» The task
Collect each line containing "code".
** Begin Data excerpts **
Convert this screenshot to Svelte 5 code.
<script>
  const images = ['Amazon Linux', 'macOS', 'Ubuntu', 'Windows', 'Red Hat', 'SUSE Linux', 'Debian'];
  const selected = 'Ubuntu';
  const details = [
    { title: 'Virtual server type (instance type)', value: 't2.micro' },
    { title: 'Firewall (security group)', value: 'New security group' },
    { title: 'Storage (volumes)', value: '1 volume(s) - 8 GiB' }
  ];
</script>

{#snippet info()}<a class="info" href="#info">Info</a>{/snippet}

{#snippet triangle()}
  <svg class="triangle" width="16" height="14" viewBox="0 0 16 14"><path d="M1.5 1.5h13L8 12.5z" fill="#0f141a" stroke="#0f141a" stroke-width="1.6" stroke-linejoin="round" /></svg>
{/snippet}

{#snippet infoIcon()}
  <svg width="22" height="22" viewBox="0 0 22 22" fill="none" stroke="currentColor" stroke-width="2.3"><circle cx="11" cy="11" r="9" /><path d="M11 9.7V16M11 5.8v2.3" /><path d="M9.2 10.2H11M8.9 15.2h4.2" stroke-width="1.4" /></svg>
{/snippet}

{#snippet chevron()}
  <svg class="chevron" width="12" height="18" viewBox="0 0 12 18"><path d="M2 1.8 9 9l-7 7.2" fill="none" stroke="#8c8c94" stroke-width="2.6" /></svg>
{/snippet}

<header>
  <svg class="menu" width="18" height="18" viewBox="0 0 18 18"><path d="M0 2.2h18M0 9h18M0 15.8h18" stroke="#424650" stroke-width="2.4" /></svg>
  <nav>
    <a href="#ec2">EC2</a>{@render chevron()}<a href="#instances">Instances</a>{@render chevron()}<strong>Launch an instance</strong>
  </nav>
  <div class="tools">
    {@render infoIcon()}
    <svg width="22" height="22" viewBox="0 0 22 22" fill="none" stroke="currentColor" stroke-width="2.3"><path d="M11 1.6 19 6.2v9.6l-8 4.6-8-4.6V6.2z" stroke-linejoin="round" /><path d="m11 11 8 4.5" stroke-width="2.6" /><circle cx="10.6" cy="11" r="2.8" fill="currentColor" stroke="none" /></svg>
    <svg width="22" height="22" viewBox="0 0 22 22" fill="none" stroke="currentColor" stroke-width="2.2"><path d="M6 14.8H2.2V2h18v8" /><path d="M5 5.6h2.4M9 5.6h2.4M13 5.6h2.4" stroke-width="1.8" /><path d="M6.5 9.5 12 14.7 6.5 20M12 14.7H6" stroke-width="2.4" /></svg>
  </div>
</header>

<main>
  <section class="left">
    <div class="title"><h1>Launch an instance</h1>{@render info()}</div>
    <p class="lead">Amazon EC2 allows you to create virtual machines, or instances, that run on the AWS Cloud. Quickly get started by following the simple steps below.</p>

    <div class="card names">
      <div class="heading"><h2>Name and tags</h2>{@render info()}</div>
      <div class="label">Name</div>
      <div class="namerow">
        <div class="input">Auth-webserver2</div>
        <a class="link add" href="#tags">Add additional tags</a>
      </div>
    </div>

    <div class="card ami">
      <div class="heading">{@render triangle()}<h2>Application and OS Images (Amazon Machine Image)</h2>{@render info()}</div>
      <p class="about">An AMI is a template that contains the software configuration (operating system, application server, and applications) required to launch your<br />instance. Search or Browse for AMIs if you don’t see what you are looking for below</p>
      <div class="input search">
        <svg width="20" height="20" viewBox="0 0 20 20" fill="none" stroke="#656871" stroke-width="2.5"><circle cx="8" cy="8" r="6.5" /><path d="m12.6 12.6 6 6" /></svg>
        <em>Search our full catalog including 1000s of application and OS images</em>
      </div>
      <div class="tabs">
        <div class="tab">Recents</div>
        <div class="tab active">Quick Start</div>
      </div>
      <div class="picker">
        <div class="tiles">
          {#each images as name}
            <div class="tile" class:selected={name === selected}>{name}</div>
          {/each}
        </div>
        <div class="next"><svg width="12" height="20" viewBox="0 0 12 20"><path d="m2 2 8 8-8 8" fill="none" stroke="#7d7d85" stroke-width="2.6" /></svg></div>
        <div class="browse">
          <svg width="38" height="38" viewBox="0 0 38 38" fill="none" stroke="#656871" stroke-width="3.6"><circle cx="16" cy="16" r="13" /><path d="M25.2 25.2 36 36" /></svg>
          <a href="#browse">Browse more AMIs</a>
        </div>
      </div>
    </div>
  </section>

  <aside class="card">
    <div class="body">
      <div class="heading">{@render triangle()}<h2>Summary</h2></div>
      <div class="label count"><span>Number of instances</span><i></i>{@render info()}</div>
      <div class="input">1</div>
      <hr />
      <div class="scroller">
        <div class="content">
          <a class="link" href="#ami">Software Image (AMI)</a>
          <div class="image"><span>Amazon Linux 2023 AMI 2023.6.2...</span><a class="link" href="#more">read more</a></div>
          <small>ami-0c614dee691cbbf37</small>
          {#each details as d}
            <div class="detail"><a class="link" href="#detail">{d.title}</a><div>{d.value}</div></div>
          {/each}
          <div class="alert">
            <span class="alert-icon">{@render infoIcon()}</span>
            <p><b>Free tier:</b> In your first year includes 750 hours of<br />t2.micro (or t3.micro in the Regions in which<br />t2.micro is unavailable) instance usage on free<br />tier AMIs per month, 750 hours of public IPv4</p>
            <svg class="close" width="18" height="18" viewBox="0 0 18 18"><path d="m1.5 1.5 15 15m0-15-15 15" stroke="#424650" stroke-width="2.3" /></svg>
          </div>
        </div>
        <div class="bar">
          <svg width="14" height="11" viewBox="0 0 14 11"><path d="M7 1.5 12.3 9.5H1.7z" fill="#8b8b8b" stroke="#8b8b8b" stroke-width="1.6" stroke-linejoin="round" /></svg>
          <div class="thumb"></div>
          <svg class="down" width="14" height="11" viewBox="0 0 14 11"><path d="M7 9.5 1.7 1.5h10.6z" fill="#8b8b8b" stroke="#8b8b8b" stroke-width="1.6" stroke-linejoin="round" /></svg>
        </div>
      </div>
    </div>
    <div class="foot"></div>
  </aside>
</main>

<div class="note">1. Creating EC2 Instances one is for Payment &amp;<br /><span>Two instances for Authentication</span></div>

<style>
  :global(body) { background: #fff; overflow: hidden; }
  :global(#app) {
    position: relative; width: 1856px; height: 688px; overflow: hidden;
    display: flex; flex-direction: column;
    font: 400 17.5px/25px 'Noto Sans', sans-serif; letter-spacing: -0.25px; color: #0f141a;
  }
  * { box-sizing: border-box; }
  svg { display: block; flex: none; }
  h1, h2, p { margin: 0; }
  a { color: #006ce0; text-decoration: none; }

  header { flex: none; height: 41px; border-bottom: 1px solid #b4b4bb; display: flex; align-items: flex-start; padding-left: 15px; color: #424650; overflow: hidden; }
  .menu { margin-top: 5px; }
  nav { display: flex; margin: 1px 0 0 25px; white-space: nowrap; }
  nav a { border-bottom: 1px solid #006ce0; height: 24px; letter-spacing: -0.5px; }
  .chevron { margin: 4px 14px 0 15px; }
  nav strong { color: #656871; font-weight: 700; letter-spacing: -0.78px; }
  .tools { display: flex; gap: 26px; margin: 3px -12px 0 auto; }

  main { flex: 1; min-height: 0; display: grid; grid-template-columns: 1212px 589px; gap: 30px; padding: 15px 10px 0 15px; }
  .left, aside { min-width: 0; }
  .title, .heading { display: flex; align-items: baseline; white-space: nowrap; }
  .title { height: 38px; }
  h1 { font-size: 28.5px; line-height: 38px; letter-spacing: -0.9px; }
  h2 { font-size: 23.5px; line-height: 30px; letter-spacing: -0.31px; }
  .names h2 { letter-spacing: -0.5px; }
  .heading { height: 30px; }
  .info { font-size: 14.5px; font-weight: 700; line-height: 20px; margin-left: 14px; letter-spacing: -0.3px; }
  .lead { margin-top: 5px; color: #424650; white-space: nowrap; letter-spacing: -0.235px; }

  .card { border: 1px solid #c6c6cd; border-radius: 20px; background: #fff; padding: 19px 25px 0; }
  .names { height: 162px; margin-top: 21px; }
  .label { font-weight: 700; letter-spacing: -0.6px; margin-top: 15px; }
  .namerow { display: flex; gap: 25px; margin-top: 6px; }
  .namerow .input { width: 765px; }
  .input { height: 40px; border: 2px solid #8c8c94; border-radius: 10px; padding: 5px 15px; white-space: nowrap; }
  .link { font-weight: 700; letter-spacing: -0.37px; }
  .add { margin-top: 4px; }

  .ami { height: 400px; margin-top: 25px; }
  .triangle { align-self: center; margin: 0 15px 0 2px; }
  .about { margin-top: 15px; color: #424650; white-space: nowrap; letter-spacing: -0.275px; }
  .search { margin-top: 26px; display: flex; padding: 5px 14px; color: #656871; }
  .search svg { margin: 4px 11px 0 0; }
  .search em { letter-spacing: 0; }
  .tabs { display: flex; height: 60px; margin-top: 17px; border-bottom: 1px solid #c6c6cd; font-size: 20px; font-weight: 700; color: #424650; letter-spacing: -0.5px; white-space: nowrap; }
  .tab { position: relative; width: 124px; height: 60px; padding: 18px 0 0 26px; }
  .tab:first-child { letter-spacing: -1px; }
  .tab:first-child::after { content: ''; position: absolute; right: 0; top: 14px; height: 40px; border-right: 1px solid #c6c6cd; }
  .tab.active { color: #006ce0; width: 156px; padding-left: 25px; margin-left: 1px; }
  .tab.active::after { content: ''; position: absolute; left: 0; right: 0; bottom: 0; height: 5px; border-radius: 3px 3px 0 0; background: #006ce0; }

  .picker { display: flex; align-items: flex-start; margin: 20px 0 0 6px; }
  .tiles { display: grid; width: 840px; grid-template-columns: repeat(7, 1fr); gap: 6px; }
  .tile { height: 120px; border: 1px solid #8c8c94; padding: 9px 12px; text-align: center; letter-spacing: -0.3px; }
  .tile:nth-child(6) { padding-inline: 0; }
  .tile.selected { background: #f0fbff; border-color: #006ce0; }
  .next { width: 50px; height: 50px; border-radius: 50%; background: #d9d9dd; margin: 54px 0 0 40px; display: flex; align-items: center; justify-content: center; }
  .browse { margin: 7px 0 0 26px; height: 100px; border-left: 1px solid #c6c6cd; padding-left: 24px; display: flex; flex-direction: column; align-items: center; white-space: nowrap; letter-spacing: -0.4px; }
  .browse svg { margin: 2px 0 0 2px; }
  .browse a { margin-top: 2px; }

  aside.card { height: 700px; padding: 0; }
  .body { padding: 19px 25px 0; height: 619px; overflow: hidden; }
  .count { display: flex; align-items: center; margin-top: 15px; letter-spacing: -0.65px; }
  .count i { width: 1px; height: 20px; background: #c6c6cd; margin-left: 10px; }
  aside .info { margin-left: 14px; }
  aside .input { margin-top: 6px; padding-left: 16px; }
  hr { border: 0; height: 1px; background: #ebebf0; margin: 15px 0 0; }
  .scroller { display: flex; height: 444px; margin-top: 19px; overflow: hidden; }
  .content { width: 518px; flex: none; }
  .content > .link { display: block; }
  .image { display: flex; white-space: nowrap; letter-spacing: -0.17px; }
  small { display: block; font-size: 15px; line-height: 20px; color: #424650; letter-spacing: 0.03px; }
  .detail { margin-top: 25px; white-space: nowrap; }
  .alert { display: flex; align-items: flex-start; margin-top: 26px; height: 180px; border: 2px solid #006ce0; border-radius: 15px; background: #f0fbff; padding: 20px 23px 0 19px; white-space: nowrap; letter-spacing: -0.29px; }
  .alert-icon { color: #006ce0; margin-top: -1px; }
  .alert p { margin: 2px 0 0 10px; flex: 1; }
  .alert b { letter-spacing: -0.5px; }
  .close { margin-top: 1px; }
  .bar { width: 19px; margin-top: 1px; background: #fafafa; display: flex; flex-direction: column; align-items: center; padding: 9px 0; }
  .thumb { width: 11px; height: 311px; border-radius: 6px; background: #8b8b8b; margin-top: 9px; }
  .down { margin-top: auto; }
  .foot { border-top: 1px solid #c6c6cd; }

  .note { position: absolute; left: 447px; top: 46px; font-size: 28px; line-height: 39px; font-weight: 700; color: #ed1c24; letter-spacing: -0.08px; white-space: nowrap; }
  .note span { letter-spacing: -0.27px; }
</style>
** End Data excerpts **
** Begin Data excerpts **
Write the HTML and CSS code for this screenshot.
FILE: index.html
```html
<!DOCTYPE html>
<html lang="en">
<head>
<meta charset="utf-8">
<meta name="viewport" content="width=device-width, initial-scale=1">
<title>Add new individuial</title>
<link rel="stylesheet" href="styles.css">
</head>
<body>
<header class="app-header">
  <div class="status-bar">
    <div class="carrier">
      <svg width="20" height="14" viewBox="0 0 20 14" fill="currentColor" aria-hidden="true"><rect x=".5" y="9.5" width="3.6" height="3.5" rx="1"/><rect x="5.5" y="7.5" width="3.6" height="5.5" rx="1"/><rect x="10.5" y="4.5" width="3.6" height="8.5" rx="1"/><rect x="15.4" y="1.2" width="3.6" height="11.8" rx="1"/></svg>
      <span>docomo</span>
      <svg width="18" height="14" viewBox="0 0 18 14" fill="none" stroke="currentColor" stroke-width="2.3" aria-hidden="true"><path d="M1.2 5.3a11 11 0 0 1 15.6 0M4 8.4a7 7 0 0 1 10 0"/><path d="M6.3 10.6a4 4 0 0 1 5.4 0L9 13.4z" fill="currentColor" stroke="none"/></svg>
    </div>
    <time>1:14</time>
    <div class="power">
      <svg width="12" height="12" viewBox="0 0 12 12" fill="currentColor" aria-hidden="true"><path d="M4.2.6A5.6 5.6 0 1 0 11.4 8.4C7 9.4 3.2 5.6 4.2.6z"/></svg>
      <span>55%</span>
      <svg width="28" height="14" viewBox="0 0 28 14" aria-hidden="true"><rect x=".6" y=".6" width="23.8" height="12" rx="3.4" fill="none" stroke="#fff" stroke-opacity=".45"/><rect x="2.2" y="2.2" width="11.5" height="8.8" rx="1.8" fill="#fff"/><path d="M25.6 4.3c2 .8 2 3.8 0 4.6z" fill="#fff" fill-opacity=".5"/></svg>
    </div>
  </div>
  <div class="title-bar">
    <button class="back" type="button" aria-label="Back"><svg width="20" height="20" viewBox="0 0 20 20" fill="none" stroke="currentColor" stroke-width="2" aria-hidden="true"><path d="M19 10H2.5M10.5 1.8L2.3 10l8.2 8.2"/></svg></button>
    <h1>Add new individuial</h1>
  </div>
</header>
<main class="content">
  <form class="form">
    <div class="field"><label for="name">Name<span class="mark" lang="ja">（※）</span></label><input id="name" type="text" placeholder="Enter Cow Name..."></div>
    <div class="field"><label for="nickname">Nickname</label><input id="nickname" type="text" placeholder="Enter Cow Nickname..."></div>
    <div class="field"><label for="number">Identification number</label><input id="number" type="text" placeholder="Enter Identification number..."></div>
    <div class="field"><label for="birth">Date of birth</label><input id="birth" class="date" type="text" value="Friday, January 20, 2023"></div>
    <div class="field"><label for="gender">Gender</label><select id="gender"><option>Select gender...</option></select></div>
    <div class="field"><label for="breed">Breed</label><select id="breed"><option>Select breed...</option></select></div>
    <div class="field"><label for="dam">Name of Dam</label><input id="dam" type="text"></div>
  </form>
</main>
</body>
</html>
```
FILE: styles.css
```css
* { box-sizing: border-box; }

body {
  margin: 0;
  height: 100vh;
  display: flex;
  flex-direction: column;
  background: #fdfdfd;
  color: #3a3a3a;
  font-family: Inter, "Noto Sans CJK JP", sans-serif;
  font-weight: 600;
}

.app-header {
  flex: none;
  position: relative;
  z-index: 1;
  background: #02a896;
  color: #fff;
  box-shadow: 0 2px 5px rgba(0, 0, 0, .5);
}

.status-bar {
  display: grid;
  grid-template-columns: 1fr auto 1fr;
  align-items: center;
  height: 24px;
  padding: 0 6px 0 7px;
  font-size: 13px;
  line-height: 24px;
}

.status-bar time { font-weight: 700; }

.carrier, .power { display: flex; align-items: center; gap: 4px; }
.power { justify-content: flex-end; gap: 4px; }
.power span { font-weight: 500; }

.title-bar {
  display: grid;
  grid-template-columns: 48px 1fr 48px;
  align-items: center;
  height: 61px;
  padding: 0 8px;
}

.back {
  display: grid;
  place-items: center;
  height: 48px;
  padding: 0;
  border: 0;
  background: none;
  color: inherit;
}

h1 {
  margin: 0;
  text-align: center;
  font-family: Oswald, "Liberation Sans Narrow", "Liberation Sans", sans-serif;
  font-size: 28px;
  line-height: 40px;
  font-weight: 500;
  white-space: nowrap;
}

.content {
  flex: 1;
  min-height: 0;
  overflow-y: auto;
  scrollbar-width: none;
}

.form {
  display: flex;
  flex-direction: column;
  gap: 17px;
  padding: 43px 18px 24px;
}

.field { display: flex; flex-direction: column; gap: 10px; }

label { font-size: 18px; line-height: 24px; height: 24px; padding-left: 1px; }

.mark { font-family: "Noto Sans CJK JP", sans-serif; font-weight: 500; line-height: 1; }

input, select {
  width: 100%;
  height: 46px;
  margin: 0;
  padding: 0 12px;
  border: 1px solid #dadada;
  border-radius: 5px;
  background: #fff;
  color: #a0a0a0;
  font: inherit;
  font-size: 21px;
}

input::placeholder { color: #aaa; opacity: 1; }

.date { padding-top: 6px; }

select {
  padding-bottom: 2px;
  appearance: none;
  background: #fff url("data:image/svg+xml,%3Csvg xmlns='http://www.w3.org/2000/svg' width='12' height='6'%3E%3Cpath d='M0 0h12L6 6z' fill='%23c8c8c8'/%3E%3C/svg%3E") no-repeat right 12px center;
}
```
** End Data excerpts **
** Begin Data excerpts **
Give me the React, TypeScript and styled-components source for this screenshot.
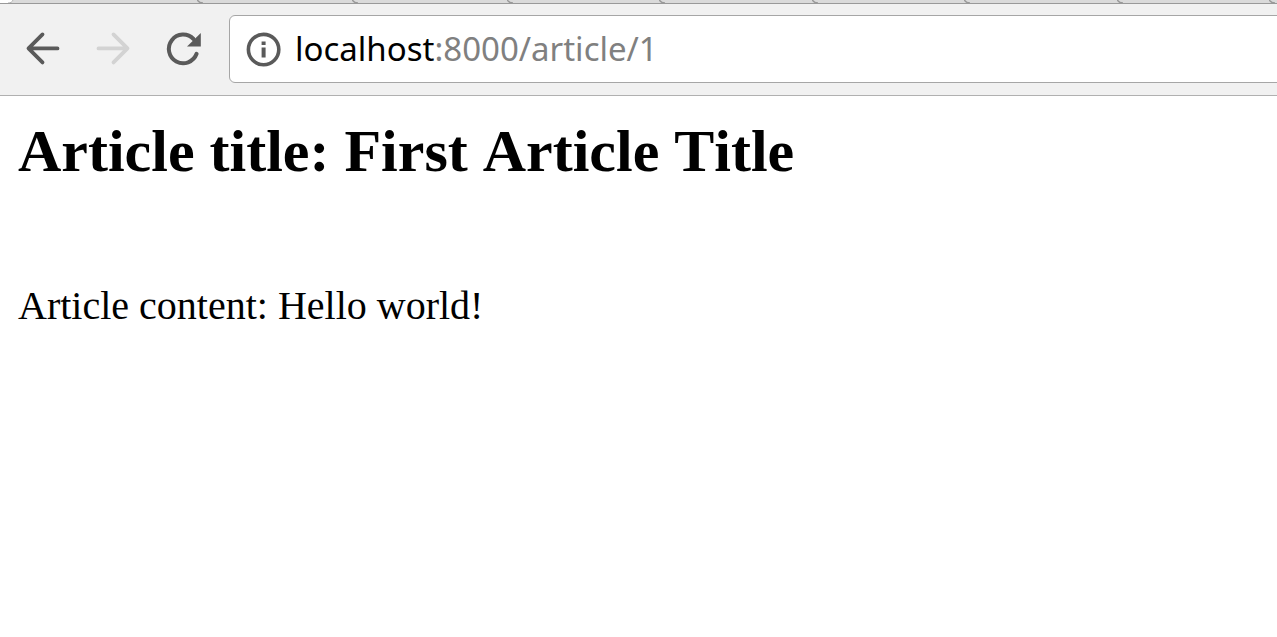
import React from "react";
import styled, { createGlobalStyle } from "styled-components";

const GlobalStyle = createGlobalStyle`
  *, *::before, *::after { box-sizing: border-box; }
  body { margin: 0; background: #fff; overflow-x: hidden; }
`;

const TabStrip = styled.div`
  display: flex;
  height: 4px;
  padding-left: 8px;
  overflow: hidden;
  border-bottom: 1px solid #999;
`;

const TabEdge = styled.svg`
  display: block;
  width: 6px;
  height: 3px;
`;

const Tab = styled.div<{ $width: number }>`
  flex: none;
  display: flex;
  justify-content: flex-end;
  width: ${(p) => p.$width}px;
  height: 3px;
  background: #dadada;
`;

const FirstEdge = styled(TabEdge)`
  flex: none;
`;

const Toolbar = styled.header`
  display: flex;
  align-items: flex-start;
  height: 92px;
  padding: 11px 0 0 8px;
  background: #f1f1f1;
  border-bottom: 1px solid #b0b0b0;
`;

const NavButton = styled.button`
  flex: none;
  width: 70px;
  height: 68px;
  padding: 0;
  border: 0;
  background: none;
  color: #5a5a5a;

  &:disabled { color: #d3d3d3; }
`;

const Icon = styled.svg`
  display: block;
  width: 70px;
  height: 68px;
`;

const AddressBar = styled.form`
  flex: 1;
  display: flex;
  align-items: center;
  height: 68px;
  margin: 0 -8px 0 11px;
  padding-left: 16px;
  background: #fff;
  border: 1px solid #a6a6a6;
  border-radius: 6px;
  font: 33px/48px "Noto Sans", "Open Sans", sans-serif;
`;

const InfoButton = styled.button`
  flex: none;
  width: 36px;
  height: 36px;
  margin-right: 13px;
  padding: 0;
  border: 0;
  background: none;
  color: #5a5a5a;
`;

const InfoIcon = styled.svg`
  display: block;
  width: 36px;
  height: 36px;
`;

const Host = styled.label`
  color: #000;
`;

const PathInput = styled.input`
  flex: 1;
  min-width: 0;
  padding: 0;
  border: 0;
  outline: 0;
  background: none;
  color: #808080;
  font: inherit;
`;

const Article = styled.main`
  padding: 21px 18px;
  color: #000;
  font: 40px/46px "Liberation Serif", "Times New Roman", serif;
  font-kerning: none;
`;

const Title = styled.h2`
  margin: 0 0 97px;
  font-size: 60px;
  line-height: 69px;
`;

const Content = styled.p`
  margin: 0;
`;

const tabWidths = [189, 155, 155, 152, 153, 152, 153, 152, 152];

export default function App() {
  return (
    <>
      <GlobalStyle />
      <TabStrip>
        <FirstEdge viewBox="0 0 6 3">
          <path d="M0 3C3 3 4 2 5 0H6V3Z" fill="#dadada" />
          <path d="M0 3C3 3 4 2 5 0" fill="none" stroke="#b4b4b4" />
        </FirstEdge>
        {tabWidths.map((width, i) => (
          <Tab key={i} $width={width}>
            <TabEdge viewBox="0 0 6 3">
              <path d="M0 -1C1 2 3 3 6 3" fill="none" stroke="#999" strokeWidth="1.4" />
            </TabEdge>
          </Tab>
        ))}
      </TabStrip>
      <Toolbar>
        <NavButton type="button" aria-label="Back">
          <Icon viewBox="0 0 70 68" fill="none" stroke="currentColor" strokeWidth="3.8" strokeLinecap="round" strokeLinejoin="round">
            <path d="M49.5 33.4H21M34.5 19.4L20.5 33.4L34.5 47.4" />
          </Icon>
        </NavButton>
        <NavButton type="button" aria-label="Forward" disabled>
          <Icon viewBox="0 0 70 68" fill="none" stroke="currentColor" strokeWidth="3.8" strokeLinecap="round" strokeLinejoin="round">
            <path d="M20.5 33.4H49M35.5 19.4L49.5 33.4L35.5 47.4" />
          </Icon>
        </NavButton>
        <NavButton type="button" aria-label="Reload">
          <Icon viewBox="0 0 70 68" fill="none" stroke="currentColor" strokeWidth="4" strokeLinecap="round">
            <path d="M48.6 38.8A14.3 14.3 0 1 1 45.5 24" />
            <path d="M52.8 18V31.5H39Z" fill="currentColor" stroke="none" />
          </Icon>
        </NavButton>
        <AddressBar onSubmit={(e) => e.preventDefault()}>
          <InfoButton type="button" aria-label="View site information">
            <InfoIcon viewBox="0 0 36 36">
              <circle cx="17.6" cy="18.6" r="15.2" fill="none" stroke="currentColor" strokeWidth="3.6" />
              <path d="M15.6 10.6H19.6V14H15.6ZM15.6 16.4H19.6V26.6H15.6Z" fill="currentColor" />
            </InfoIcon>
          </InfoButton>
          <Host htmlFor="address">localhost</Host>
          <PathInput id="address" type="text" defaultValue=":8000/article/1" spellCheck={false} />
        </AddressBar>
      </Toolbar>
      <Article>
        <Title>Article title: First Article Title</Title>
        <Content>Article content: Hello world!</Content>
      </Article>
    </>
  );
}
** End Data excerpts **
» Solution for this exercise
Convert this screenshot to Svelte 5 code.
Write the HTML and CSS code for this screenshot.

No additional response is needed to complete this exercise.